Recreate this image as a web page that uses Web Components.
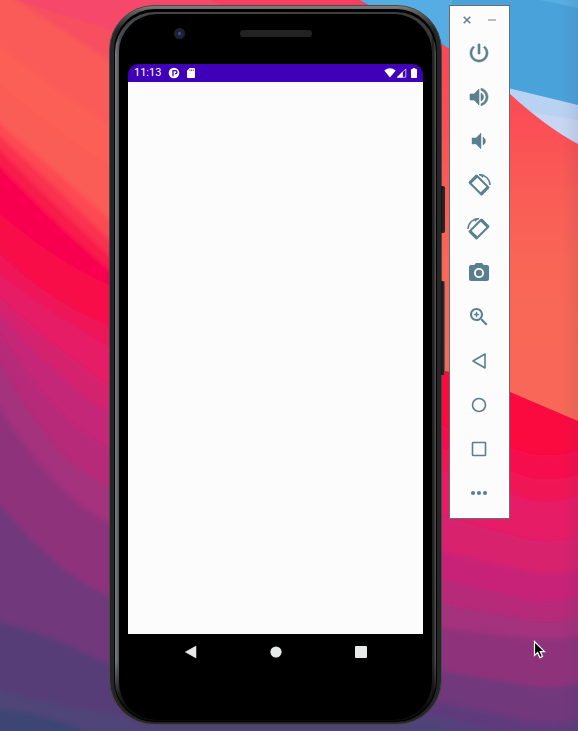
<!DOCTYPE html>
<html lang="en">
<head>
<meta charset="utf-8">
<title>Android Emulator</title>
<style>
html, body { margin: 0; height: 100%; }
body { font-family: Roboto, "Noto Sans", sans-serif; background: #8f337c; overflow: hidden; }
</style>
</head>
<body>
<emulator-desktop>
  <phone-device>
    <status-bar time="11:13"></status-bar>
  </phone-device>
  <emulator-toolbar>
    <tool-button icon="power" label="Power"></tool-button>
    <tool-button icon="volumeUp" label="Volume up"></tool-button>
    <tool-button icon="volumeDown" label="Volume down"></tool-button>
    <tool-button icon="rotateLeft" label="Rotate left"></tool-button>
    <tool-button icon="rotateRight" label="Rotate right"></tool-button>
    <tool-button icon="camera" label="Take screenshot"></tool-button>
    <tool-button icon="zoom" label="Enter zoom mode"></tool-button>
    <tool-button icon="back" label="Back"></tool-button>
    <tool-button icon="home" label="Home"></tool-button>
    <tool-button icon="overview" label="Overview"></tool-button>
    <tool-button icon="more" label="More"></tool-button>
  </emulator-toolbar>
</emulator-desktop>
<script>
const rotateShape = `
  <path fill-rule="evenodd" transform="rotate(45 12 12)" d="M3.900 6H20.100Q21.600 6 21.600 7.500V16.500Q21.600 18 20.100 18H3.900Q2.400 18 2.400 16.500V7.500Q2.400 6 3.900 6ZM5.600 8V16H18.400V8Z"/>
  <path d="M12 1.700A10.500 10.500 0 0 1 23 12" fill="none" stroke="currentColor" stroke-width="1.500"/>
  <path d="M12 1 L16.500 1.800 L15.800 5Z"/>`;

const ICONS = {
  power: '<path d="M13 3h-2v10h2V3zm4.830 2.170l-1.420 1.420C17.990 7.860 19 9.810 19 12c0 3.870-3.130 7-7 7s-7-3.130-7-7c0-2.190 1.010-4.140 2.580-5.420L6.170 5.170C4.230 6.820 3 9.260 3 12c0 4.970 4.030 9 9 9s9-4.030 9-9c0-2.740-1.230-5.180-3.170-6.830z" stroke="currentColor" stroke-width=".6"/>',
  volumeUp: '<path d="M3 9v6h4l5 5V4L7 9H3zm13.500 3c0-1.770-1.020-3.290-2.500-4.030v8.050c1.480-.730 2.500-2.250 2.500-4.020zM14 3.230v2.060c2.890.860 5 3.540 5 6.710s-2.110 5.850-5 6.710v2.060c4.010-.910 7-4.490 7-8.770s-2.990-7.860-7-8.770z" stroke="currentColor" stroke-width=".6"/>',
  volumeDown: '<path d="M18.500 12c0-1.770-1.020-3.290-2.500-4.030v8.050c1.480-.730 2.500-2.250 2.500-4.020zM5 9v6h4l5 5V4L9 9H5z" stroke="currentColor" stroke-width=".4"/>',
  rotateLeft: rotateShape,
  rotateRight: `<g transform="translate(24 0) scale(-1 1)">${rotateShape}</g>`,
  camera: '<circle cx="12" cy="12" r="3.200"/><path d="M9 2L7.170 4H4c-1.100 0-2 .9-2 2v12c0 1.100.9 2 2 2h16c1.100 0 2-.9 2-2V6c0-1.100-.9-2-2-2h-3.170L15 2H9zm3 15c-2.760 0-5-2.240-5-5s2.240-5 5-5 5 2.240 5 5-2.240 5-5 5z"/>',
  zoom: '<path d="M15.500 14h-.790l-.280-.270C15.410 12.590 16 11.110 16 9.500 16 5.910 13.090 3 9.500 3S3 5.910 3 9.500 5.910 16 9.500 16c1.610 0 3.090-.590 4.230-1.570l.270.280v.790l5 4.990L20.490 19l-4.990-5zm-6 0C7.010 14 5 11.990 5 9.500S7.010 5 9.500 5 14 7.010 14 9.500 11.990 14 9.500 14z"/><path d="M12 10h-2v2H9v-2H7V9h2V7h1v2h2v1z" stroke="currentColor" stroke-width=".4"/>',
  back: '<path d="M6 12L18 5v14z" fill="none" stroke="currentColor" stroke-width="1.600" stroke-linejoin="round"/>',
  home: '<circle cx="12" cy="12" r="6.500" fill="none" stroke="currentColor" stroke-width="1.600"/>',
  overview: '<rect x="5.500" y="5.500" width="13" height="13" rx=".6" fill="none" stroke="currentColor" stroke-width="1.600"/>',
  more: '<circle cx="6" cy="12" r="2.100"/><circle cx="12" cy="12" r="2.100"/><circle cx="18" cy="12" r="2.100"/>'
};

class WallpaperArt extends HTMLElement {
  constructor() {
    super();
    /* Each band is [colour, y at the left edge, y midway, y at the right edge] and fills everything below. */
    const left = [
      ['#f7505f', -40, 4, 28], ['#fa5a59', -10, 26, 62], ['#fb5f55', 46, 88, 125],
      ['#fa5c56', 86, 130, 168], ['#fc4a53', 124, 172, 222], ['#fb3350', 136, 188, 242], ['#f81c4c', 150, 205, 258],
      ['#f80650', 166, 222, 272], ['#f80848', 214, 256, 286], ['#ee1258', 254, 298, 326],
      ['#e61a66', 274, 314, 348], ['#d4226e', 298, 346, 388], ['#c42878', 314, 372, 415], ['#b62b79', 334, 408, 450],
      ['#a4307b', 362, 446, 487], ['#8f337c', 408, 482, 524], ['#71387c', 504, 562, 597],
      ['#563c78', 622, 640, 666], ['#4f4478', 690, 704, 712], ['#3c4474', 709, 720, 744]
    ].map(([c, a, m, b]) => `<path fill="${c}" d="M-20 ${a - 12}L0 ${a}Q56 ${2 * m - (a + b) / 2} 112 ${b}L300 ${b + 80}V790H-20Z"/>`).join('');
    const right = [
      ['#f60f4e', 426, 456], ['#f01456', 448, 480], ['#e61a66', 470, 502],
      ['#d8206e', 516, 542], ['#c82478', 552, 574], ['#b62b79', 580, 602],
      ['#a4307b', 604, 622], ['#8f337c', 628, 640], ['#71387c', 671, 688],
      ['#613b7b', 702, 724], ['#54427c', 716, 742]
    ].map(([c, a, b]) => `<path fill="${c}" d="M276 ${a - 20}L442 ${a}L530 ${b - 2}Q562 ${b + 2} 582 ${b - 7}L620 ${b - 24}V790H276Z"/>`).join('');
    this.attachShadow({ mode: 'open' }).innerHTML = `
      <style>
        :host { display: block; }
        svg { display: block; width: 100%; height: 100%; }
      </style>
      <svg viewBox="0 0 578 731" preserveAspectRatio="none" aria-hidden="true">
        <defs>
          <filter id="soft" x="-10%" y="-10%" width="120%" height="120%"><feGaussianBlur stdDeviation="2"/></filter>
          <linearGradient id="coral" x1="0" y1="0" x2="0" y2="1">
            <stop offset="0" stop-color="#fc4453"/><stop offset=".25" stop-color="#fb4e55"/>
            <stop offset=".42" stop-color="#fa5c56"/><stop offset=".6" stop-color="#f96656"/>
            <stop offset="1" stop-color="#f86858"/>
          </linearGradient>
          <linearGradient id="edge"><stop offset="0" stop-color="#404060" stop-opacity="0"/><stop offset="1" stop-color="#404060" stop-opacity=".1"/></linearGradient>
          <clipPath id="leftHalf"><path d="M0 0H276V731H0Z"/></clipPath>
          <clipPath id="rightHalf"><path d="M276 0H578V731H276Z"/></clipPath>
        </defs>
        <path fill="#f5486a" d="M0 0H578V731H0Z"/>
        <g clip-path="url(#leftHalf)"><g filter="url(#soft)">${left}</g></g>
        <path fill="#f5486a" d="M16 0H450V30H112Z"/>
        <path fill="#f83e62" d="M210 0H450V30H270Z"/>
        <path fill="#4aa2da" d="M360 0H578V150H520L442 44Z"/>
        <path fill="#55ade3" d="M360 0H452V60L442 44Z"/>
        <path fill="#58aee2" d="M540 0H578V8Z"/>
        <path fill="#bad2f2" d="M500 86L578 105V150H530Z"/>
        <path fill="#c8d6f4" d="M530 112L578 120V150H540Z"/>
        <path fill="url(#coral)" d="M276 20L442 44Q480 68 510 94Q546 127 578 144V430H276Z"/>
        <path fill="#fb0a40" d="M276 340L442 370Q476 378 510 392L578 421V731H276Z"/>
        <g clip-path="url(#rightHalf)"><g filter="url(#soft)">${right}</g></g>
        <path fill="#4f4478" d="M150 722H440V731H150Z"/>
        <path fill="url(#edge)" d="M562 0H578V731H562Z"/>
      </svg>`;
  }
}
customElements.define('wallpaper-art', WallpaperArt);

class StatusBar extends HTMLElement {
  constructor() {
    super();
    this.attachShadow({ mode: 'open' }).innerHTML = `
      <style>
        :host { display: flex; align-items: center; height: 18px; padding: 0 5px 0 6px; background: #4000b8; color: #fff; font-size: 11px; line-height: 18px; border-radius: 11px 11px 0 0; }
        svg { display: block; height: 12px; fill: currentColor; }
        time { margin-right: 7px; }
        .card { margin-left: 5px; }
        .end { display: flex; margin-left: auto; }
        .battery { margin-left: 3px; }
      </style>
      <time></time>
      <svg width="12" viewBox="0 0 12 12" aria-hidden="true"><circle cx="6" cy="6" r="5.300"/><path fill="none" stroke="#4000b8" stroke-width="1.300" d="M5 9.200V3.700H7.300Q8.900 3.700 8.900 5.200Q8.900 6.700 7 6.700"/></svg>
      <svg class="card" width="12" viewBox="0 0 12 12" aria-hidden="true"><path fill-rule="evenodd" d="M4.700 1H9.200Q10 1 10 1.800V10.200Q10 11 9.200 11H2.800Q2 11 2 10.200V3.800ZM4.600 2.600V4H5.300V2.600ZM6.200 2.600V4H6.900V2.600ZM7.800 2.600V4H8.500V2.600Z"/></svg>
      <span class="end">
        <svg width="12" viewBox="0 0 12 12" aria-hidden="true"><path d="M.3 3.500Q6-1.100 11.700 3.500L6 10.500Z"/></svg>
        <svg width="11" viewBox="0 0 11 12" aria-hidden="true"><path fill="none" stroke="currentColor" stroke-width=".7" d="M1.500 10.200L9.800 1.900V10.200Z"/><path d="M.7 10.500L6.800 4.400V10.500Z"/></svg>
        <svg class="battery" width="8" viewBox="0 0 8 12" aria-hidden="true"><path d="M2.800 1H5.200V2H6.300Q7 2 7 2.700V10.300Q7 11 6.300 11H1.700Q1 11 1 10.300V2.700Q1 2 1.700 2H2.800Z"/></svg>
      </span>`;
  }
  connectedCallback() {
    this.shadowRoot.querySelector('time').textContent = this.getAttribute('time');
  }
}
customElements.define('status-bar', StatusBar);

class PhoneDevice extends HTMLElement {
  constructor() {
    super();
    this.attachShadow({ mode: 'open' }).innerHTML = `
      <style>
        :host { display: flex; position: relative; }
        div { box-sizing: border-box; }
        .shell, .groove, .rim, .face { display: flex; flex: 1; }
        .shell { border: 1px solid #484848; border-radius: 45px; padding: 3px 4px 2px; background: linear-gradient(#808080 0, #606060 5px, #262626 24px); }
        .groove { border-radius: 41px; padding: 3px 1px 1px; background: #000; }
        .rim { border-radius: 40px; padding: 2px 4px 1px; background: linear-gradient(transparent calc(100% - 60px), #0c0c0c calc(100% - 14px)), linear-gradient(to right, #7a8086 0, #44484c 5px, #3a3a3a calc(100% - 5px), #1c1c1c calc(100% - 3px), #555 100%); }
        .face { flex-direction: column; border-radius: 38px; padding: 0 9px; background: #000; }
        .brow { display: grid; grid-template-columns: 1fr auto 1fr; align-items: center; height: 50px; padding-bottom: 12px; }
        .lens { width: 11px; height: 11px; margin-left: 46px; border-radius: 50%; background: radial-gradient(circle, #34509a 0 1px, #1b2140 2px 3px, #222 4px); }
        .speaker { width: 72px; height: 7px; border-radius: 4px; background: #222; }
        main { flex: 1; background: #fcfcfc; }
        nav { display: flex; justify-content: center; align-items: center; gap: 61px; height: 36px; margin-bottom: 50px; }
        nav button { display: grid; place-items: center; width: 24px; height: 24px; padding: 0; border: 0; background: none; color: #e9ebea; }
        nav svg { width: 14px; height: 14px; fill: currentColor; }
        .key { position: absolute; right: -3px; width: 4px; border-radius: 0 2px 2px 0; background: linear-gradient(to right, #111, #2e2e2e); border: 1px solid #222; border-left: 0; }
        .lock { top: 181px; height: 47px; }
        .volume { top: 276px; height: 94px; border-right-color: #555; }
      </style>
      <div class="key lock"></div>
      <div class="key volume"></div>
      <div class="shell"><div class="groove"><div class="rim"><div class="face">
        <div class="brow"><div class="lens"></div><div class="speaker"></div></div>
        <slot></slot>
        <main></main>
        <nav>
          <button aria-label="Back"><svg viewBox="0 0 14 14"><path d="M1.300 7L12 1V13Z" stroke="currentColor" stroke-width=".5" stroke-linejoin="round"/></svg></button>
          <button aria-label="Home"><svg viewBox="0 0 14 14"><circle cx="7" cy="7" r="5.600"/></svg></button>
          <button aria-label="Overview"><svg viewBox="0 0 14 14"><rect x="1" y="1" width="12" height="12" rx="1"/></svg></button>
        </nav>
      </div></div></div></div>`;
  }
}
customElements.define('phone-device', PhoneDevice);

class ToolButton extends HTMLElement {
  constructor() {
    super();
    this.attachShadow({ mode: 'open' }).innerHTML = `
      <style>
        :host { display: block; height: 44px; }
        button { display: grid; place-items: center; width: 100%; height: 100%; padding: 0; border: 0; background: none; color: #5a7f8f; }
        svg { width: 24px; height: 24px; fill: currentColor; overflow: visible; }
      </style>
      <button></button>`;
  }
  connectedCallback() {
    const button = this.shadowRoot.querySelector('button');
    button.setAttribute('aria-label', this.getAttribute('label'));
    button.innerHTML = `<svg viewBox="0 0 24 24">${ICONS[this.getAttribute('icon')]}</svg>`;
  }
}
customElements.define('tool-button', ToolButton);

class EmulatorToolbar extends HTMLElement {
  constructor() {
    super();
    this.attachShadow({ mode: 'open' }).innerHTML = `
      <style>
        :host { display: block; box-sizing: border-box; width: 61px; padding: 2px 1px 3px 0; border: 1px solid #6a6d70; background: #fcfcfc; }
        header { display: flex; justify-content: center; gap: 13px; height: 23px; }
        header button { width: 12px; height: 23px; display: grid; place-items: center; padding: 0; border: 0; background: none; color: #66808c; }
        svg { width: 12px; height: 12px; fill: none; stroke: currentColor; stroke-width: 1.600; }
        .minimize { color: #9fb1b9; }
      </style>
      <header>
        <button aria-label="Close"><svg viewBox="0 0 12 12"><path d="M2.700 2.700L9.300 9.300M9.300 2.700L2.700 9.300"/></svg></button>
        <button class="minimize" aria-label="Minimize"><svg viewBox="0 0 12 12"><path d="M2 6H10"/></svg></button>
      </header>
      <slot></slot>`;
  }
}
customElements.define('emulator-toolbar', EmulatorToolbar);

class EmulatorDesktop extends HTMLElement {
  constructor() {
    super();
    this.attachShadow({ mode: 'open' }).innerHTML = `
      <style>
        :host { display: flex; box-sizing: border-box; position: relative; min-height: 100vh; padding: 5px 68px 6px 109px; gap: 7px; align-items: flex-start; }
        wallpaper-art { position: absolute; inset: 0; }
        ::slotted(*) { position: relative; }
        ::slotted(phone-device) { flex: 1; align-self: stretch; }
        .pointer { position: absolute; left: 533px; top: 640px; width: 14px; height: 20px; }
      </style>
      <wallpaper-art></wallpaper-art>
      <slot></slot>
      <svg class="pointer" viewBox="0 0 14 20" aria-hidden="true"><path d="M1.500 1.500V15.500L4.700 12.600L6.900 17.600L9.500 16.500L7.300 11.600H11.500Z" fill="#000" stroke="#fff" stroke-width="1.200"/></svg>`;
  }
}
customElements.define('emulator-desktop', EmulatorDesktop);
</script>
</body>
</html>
★ ★ ★
• [Aim of the exercise]:
Restate the material word for word from its first line through the line containing "1 L16.500 1.800", both included; the pictures do not belong in it.

• [Worked answer]:
Recreate this image as a web page that uses Web Components.
<!DOCTYPE html>
<html lang="en">
<head>
<meta charset="utf-8">
<title>Android Emulator</title>
<style>
html, body { margin: 0; height: 100%; }
body { font-family: Roboto, "Noto Sans", sans-serif; background: #8f337c; overflow: hidden; }
</style>
</head>
<body>
<emulator-desktop>
  <phone-device>
    <status-bar time="11:13"></status-bar>
  </phone-device>
  <emulator-toolbar>
    <tool-button icon="power" label="Power"></tool-button>
    <tool-button icon="volumeUp" label="Volume up"></tool-button>
    <tool-button icon="volumeDown" label="Volume down"></tool-button>
    <tool-button icon="rotateLeft" label="Rotate left"></tool-button>
    <tool-button icon="rotateRight" label="Rotate right"></tool-button>
    <tool-button icon="camera" label="Take screenshot"></tool-button>
    <tool-button icon="zoom" label="Enter zoom mode"></tool-button>
    <tool-button icon="back" label="Back"></tool-button>
    <tool-button icon="home" label="Home"></tool-button>
    <tool-button icon="overview" label="Overview"></tool-button>
    <tool-button icon="more" label="More"></tool-button>
  </emulator-toolbar>
</emulator-desktop>
<script>
const rotateShape = `
  <path fill-rule="evenodd" transform="rotate(45 12 12)" d="M3.900 6H20.100Q21.600 6 21.600 7.500V16.500Q21.600 18 20.100 18H3.900Q2.400 18 2.400 16.500V7.500Q2.400 6 3.900 6ZM5.600 8V16H18.400V8Z"/>
  <path d="M12 1.700A10.500 10.500 0 0 1 23 12" fill="none" stroke="currentColor" stroke-width="1.500"/>
  <path d="M12 1 L16.500 1.800 L15.800 5Z"/>`;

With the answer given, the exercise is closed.